## Prompt
Identify each line below that contains the word "page", and copy it out.

## The records
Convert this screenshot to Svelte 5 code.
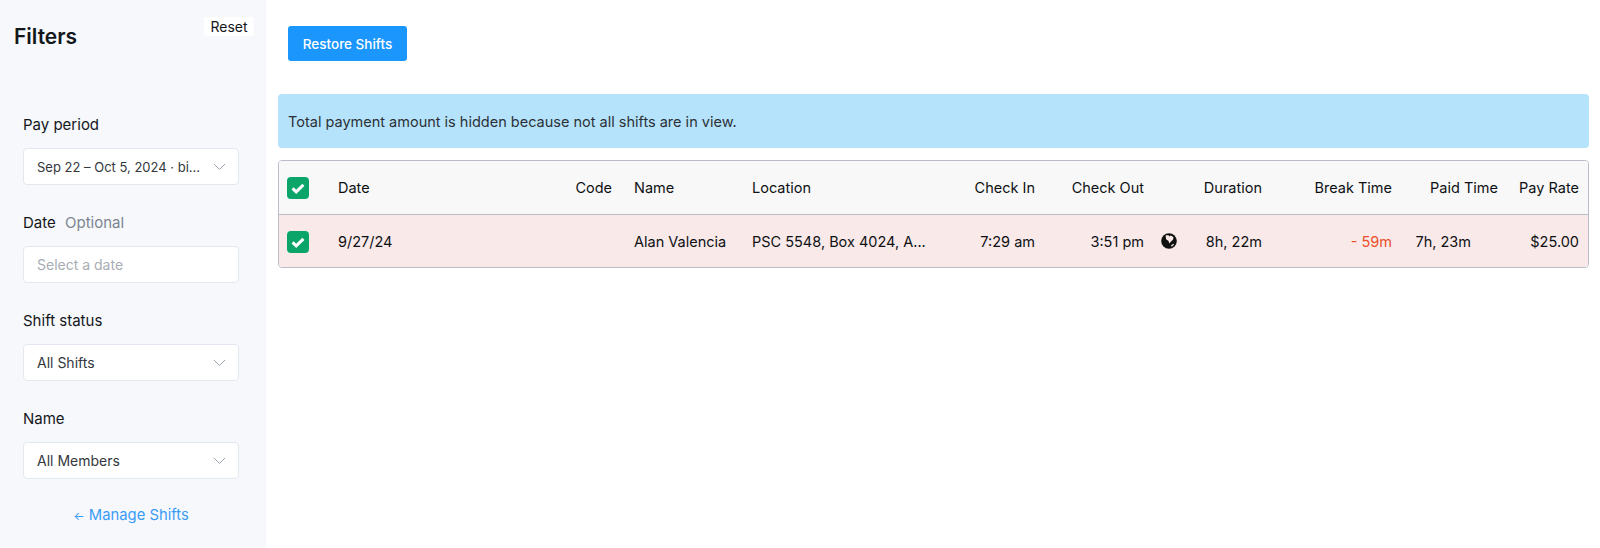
<script lang="ts">
	const filters = [
		{ label: 'Pay period', value: 'Sep 22 – Oct 5, 2024 · bi...', select: true, compact: true },
		{ label: 'Date', hint: 'Optional', value: 'Select a date', select: false },
		{ label: 'Shift status', value: 'All Shifts', select: true },
		{ label: 'Name', value: 'All Members', select: true }
	];
</script>

<div class="page">
	<aside class="sidebar">
		<div class="sidebar-head">
			<h2>Filters</h2>
			<button class="reset">Reset</button>
		</div>
		<div class="filters">
			{#each filters as filter}
				<div class="filter">
					<p class="label">
						{filter.label}
						{#if filter.hint}<span class="hint">{filter.hint}</span>{/if}
					</p>
					<div class="field" class:placeholder={!filter.select} class:compact={filter.compact}>
						<span>{filter.value}</span>
						{#if filter.select}
							<svg class="chevron" width="13" height="8" viewBox="0 0 13 8" fill="none">
								<path d="M1 1l5.5 5.5L12 1" stroke="#9aa3ad" stroke-width="1" />
							</svg>
						{/if}
					</div>
				</div>
			{/each}
		</div>
		<a class="manage" href="#shifts"><span class="arrow">←</span> Manage Shifts</a>
	</aside>

	<main class="content">
		<button class="restore">Restore Shifts</button>
		<div class="banner">Total payment amount is hidden because not all shifts are in view.</div>
		<div class="table">
			<div class="row head">
				<div class="box">
					<svg width="22" height="22" viewBox="0 0 22 22">
						<rect width="22" height="22" rx="4" fill="#0ba56a" />
						<path d="M5.6 11.4l3.6 3.4L16.4 7.8" fill="none" stroke="#fff" stroke-width="3" />
					</svg>
				</div>
				<div>Date</div>
				<div class="right">Code</div>
				<div class="name">Name</div>
				<div>Location</div>
				<div class="right">Check In</div>
				<div class="right">Check Out</div>
				<div></div>
				<div class="right">Duration</div>
				<div class="right">Break Time</div>
				<div class="right">Paid Time</div>
				<div class="right">Pay Rate</div>
			</div>
			<div class="row body">
				<div class="box">
					<svg width="22" height="22" viewBox="0 0 22 22">
						<rect width="22" height="22" rx="4" fill="#0ba56a" />
						<path d="M5.6 11.4l3.6 3.4L16.4 7.8" fill="none" stroke="#fff" stroke-width="3" />
					</svg>
				</div>
				<div>9/27/24</div>
				<div></div>
				<div class="name">Alan Valencia</div>
				<div>PSC 5548, Box 4024, A...</div>
				<div class="right">7:29 am</div>
				<div class="right">3:51 pm</div>
				<div class="globe">
					<svg width="16" height="16" viewBox="0 0 16 16">
						<circle cx="8" cy="8" r="7.8" fill="#111" />
						<path d="M4.6 2.6c1-.5 2.2-.6 3.2-.2l.6 1 1.2-.9c1.2.3 2.2 1 2.9 2l-.5 2.3-2 1.7-1.6 2-.9-2.6-2.4-1.6z" fill="#f9e9e9" />
						<path d="M10.2 12.2l2.3-1.5.6.6-1.7 1.9-1.2.3z" fill="#f9e9e9" />
					</svg>
				</div>
				<div class="right">8h, 22m</div>
				<div class="right late">- 59m</div>
				<div class="right paid">7h, 23m</div>
				<div class="right">$25.00</div>
			</div>
		</div>
	</main>
</div>

<style>
	:global(body) {
		margin: 0;
		background: #fff;
	}
	.page {
		display: flex;
		height: 548px;
		overflow: hidden;
		font-family: Inter, 'Liberation Sans', sans-serif;
		font-size: 14px;
		color: #14171a;
	}
	.sidebar {
		width: 266px;
		flex: none;
		box-sizing: border-box;
		padding: 17px 12px 0 14px;
		background: #f6f8fc;
	}
	.sidebar-head {
		display: flex;
		justify-content: space-between;
		align-items: flex-start;
		height: 98px;
	}
	h2 {
		margin: 8px 0 0;
		font-size: 21px;
		line-height: 24px;
		font-weight: 600;
	}
	.reset {
		width: 50px;
		height: 19px;
		padding: 0;
		border: none;
		border-radius: 3px;
		background: #fff;
		color: #14171a;
		font: inherit;
		font-size: 14px;
	}
	.filters {
		display: flex;
		flex-direction: column;
		gap: 28px;
		margin-left: 9px;
		margin-right: 15px;
	}
	.label {
		margin: 0 0 13px;
		line-height: 20px;
		font-size: 15px;
	}
	.hint {
		margin-left: 5px;
		color: #7c8590;
	}
	.field {
		display: flex;
		align-items: center;
		justify-content: space-between;
		box-sizing: border-box;
		height: 37px;
		padding: 0 12px 0 13px;
		border: 1px solid #e3e8f0;
		border-radius: 4px;
		background: #fff;
		font-size: 14px;
		color: #33383d;
	}
	.compact {
		font-size: 13px;
	}
	.placeholder {
		color: #a8adb3;
	}
	.manage {
		display: block;
		margin: 26px 15px 0 9px;
		text-align: center;
		font-size: 14.8px;
		line-height: 20px;
		color: #3b9cf5;
		text-decoration: none;
	}
	.arrow {
		font-size: 12px;
	}
	.content {
		flex: 1;
		box-sizing: border-box;
		padding: 26px 11px 0 12px;
	}
	.restore {
		display: block;
		width: 119px;
		height: 35px;
		margin: 0 0 33px 10px;
		padding: 0;
		border: none;
		border-radius: 3px;
		background: #1a96fc;
		color: #fff;
		font: inherit;
		font-size: 13.5px;
		font-weight: 500;
	}
	.banner {
		box-sizing: border-box;
		height: 54px;
		padding: 0 10px;
		margin-bottom: 12px;
		border-radius: 4px;
		background: #b6e3fc;
		line-height: 55px;
		font-size: 14.5px;
		color: #2b3136;
	}
	.table {
		box-sizing: border-box;
		height: 108px;
		border: 1px solid #b9bdc6;
		border-radius: 4px;
		overflow: hidden;
	}
	.row {
		display: grid;
		grid-template-columns: 59px 202px 72px 140px 198px 85px 109px 47px 71px 130px 106px 81px;
		align-items: center;
		height: 53px;
		font-size: 14.5px;
		color: #0e1114;
	}
	.head {
		border-bottom: 1px solid #b9bdc6;
		background: #f8f8f8;
	}
	.body {
		background: #f9e9e9;
	}
	.box {
		display: flex;
		padding-left: 8px;
	}
	.right {
		text-align: right;
	}
	.name {
		padding-left: 22px;
	}
	.globe {
		display: flex;
		padding-left: 17px;
		margin-top: -2px;
	}
	.late {
		color: #e8502a;
	}
	.paid {
		padding-right: 27px;
	}
</style>
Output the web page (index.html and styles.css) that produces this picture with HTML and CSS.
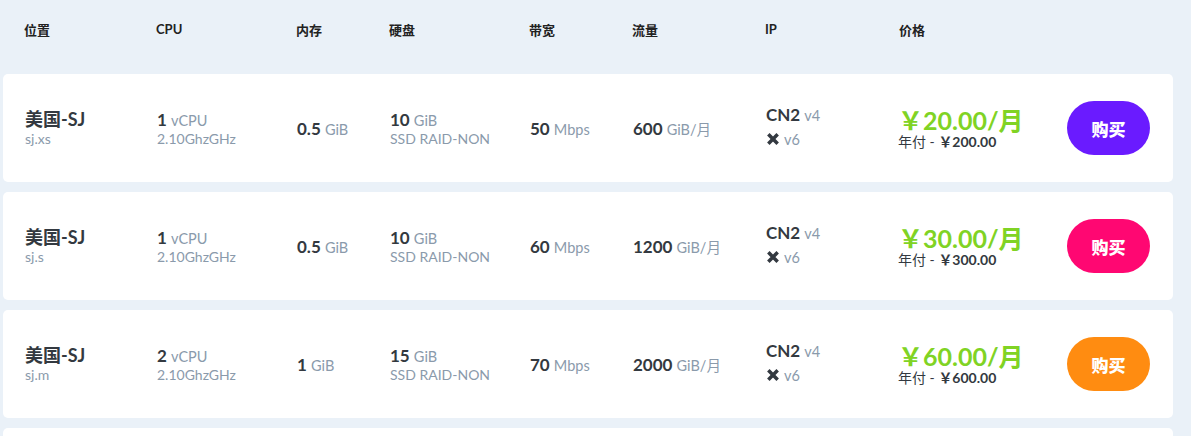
FILE: index.html
```html
<!DOCTYPE html>
<html lang="zh">
<head>
<meta charset="utf-8">
<link rel="stylesheet" href="styles.css">
<title>价格</title>
</head>
<body>
<div class="table">
  <div class="head row">
    <div>位置</div><div>CPU</div><div>内存</div><div>硬盘</div><div>带宽</div><div>流量</div><div>IP</div><div>价格</div><div></div>
  </div>

  <div class="card row">
    <div><div class="name">美国-SJ</div><div class="sub">sj.xs</div></div>
    <div><div><b class="num">1</b> <span class="unit">vCPU</span></div><div class="sub">2.10GhzGHz</div></div>
    <div><b class="num">0.5</b> <span class="unit">GiB</span></div>
    <div><div><b class="num">10</b> <span class="unit">GiB</span></div><div class="sub">SSD RAID-NON</div></div>
    <div><b class="num">50</b> <span class="unit">Mbps</span></div>
    <div><b class="num">600</b> <span class="unit">GiB/月</span></div>
    <div class="ip"><div><b class="num">CN2</b> <span class="unit">v4</span></div><div><svg class="x" viewBox="0 0 12 12"><path d="M2 2L10 10M10 2L2 10" /></svg> <span class="unit">v6</span></div></div>
    <div><div class="price">￥20.00/月</div><div class="year">年付 - <b>￥200.00</b></div></div>
    <div><button class="buy purple">购买</button></div>
  </div>

  <div class="card row">
    <div><div class="name">美国-SJ</div><div class="sub">sj.s</div></div>
    <div><div><b class="num">1</b> <span class="unit">vCPU</span></div><div class="sub">2.10GhzGHz</div></div>
    <div><b class="num">0.5</b> <span class="unit">GiB</span></div>
    <div><div><b class="num">10</b> <span class="unit">GiB</span></div><div class="sub">SSD RAID-NON</div></div>
    <div><b class="num">60</b> <span class="unit">Mbps</span></div>
    <div><b class="num">1200</b> <span class="unit">GiB/月</span></div>
    <div class="ip"><div><b class="num">CN2</b> <span class="unit">v4</span></div><div><svg class="x" viewBox="0 0 12 12"><path d="M2 2L10 10M10 2L2 10" /></svg> <span class="unit">v6</span></div></div>
    <div><div class="price">￥30.00/月</div><div class="year">年付 - <b>￥300.00</b></div></div>
    <div><button class="buy pink">购买</button></div>
  </div>

  <div class="card row">
    <div><div class="name">美国-SJ</div><div class="sub">sj.m</div></div>
    <div><div><b class="num">2</b> <span class="unit">vCPU</span></div><div class="sub">2.10GhzGHz</div></div>
    <div><b class="num">1</b> <span class="unit">GiB</span></div>
    <div><div><b class="num">15</b> <span class="unit">GiB</span></div><div class="sub">SSD RAID-NON</div></div>
    <div><b class="num">70</b> <span class="unit">Mbps</span></div>
    <div><b class="num">2000</b> <span class="unit">GiB/月</span></div>
    <div class="ip"><div><b class="num">CN2</b> <span class="unit">v4</span></div><div><svg class="x" viewBox="0 0 12 12"><path d="M2 2L10 10M10 2L2 10" /></svg> <span class="unit">v6</span></div></div>
    <div><div class="price">￥60.00/月</div><div class="year">年付 - <b>￥600.00</b></div></div>
    <div><button class="buy orange">购买</button></div>
  </div>

  <div class="card row"></div>
</div>
</body>
</html>
```

FILE: styles.css
```css
html, body {
  margin: 0;
  padding: 0;
  background: #eaf1f8;
  font-family: Lato, "Noto Sans CJK SC", sans-serif;
  color: #333940;
}
.table {
  width: 1170px;
  margin-left: 3px;
  display: flex;
  flex-direction: column;
  gap: 10px;
}
.row {
  display: grid;
  grid-template-columns: 132px 140px 93px 140px 103px 133px 134px 1fr 83px;
  align-items: center;
}
.head {
  height: 64px;
  padding: 0 23px 0 21px;
  font-size: 13px;
  font-weight: 700;
  color: #222;
}
.head > div { position: relative; top: -3px; }
.card {
  background: #fff;
  border-radius: 5px;
  height: 108px;
  padding: 0 23px 0 22px;
  box-sizing: border-box;
}
.name {
  font-size: 18px;
  font-weight: 700;
  line-height: 22px;
}
.sub {
  font-size: 14px;
  color: #8a9aab;
  line-height: 18px;
}
.num {
  font-size: 17px;
  font-weight: 700;
  color: #333940;
}
.unit {
  font-size: 14.5px;
  color: #8a9aab;
}
.ip {
  line-height: 23px;
  margin-top: -2px;
}
.x {
  width: 14px;
  height: 14px;
  vertical-align: -1px;
}
.x path {
  stroke: #333940;
  stroke-width: 3;
  fill: none;
}
.price {
  font-size: 25px;
  font-weight: 700;
  color: #80d324;
  line-height: 28px;
  margin-left: -2px;
}
.year {
  font-size: 14px;
  color: #333940;
  line-height: 16px;
  margin-left: -2px;
}
.year b { font-weight: 700; }
.buy {
  width: 83px;
  height: 54px;
  border: 0;
  border-radius: 27px;
  color: #fff;
  font-family: "Noto Sans CJK SC", sans-serif;
  font-size: 17px;
  font-weight: 900;
  padding: 0;
}
.purple { background: #6a1bff; }
.pink { background: #ff0772; }
.orange { background: #ff8c11; }
```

## Solution to the problem
<div class="page">
	.page {
Output the web page (index.html and styles.css) that produces this picture with HTML and CSS.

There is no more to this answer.